Exercise - Copy out each line of the material in which the word "page" appears.
**** Records shown ****
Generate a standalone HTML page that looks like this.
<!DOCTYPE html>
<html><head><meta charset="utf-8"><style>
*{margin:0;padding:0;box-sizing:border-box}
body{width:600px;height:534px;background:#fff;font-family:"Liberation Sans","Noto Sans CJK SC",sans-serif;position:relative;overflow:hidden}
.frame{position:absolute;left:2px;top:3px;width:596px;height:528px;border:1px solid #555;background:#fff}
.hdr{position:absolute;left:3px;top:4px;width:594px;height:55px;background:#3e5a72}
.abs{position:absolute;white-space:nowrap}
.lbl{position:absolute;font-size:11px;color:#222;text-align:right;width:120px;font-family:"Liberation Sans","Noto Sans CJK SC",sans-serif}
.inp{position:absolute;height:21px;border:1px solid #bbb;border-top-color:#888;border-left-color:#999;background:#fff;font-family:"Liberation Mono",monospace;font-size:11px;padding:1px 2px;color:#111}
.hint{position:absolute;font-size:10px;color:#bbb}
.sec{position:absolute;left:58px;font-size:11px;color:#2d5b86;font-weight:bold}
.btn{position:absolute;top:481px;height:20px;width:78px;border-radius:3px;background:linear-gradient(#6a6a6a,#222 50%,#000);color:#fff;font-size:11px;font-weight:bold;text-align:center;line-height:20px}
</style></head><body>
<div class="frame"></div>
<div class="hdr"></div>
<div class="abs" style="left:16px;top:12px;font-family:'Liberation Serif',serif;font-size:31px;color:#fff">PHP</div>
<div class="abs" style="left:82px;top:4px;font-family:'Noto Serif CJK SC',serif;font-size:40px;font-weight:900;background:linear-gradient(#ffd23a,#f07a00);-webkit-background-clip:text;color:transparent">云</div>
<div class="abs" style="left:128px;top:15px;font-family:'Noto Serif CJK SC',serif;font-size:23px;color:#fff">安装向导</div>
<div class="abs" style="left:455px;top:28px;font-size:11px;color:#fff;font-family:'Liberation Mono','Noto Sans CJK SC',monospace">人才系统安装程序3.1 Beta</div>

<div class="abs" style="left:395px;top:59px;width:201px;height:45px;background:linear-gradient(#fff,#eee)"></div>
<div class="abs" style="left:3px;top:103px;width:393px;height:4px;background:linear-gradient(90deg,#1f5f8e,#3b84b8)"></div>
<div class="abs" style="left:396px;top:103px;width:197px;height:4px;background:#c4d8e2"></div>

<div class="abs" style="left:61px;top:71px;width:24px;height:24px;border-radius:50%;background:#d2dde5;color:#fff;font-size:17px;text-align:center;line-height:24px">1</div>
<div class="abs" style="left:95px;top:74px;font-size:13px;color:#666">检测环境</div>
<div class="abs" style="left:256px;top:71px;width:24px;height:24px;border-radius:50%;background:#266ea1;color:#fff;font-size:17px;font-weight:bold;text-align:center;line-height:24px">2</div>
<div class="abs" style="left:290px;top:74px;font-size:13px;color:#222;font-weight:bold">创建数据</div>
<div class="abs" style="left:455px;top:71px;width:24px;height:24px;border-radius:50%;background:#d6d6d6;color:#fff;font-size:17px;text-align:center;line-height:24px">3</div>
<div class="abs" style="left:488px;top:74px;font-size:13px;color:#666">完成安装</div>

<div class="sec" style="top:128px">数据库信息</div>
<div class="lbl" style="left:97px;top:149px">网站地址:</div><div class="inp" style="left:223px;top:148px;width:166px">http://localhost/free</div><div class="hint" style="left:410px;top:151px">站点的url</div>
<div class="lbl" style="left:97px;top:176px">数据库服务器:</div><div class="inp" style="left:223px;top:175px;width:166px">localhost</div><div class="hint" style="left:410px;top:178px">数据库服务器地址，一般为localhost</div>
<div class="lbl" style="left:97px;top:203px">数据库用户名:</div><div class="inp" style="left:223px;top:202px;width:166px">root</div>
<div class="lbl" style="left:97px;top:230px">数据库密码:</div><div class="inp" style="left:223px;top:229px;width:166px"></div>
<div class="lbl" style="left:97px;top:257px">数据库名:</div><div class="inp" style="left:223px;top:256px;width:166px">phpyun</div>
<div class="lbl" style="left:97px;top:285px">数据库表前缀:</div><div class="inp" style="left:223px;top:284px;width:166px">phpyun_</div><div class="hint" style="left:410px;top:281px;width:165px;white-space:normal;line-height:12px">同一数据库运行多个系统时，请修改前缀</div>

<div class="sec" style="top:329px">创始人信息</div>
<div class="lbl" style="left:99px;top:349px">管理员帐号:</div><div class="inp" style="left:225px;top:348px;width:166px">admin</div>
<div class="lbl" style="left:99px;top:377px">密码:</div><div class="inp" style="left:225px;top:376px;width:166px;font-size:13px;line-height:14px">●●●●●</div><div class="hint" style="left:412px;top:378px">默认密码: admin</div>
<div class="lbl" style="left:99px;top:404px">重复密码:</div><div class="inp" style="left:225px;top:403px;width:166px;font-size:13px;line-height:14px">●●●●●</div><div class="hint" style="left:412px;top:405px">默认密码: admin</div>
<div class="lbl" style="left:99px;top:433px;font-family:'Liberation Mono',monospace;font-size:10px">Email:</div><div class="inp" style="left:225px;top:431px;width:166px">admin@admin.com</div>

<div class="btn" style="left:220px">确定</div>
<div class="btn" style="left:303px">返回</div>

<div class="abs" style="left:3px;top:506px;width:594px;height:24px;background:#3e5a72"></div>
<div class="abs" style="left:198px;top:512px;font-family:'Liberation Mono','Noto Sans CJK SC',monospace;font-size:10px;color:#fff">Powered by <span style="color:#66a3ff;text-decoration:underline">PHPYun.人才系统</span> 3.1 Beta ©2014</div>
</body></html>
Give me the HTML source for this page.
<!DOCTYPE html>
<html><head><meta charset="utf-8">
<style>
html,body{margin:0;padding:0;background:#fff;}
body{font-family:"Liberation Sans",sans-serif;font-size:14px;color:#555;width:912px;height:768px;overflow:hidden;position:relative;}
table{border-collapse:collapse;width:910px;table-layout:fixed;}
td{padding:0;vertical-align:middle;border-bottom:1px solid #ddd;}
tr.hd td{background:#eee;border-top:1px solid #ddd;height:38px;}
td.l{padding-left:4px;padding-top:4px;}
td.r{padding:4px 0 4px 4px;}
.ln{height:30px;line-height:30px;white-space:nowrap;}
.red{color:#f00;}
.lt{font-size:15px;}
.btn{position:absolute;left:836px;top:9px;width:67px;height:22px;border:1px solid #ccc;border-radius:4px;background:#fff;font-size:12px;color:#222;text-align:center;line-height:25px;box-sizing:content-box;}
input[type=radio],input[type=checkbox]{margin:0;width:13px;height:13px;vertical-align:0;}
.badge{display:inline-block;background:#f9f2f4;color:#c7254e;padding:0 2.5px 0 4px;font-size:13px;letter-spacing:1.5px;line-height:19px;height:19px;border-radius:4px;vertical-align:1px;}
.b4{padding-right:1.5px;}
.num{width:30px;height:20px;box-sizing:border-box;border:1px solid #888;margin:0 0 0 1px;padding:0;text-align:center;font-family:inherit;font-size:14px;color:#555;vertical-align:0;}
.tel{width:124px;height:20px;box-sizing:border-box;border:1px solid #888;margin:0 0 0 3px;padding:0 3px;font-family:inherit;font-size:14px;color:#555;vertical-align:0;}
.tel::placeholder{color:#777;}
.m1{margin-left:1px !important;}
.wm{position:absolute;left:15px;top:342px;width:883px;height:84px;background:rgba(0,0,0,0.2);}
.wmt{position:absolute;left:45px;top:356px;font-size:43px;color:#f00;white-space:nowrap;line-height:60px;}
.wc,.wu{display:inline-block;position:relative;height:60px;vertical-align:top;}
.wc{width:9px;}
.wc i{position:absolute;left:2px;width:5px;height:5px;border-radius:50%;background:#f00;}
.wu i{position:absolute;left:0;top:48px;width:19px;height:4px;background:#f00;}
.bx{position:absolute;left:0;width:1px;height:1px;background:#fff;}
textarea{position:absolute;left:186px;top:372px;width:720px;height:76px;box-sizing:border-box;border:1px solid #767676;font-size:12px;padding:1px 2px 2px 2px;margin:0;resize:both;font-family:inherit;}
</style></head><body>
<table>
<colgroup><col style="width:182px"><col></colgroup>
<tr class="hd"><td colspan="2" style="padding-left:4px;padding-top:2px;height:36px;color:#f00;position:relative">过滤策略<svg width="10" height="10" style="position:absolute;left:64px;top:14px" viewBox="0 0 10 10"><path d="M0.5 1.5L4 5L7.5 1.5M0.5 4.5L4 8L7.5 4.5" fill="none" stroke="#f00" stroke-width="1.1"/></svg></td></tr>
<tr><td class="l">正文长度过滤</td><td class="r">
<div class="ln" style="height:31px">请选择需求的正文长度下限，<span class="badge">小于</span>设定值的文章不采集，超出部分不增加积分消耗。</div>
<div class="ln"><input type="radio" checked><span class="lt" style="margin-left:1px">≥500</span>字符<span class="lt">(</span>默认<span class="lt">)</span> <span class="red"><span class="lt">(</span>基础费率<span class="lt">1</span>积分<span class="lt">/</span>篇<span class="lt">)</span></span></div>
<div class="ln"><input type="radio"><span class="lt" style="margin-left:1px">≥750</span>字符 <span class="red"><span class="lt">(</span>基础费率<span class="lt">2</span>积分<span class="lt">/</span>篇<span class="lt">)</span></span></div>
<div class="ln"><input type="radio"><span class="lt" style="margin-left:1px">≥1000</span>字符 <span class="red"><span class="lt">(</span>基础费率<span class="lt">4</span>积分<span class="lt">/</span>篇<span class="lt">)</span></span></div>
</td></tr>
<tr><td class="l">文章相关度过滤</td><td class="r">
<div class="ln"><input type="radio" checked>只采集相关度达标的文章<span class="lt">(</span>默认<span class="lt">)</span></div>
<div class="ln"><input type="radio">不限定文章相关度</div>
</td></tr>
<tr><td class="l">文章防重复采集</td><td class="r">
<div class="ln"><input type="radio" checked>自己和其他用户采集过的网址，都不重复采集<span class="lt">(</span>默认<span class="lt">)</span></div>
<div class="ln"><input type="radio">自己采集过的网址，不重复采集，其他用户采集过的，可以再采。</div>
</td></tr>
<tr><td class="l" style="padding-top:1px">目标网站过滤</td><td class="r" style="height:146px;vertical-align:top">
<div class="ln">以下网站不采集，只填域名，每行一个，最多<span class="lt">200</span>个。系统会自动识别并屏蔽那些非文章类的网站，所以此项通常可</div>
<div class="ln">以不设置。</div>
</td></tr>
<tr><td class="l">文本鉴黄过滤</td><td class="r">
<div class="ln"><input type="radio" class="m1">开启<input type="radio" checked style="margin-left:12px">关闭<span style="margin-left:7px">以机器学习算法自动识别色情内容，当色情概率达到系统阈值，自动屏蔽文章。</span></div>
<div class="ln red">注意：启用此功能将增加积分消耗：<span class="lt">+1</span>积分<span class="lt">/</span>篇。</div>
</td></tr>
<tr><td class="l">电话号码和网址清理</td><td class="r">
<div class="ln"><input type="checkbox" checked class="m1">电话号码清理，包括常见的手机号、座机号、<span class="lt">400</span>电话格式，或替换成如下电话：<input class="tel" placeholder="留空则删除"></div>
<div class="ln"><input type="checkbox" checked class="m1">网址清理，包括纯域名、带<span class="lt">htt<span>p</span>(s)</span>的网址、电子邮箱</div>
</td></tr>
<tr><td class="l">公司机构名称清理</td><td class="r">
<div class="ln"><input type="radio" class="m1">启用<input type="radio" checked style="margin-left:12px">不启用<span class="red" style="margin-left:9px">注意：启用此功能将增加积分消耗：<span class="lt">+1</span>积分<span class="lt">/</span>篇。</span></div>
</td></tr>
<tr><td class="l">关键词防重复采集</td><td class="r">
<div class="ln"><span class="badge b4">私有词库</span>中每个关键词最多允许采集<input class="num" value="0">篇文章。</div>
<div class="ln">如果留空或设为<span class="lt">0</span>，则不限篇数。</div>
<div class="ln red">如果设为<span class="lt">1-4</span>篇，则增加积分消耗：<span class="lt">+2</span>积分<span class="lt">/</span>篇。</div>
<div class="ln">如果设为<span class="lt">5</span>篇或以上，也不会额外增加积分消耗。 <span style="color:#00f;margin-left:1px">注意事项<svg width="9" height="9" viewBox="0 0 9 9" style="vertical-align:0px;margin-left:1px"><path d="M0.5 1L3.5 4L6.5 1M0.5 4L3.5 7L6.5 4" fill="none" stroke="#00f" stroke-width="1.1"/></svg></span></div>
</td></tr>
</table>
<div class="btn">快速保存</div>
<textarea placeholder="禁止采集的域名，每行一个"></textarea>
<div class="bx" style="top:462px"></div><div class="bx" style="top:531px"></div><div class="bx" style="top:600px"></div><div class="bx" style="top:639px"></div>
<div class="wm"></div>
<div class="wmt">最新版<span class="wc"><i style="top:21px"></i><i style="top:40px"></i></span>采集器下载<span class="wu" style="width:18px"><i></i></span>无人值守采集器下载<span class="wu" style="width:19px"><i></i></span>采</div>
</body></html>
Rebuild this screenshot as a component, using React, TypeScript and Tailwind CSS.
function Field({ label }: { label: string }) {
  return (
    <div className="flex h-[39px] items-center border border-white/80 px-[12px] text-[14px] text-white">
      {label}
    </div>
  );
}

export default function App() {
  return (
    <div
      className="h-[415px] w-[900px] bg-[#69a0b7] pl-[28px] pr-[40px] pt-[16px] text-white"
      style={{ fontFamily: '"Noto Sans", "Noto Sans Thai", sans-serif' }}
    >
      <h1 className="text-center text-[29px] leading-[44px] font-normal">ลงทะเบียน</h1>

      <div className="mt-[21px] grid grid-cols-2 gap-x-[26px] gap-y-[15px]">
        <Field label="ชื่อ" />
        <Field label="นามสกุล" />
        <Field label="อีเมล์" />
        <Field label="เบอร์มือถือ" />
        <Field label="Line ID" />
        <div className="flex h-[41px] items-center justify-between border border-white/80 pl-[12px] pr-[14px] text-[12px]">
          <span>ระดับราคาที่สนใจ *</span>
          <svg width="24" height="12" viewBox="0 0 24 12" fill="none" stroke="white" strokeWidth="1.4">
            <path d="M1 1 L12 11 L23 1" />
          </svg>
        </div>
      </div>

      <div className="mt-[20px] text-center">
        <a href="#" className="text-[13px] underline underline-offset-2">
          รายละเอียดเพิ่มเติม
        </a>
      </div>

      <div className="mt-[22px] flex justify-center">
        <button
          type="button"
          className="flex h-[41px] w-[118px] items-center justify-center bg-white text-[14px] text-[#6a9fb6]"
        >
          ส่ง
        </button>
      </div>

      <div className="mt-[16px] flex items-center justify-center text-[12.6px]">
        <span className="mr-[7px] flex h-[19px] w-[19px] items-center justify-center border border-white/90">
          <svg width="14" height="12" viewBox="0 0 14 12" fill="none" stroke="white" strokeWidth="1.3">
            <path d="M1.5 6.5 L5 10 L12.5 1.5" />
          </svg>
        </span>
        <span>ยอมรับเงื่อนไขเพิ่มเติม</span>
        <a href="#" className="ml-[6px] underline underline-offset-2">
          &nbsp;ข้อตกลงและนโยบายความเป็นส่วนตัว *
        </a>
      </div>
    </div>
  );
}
****
Answer to this task -
Generate a standalone HTML page that looks like this.
Give me the HTML source for this page.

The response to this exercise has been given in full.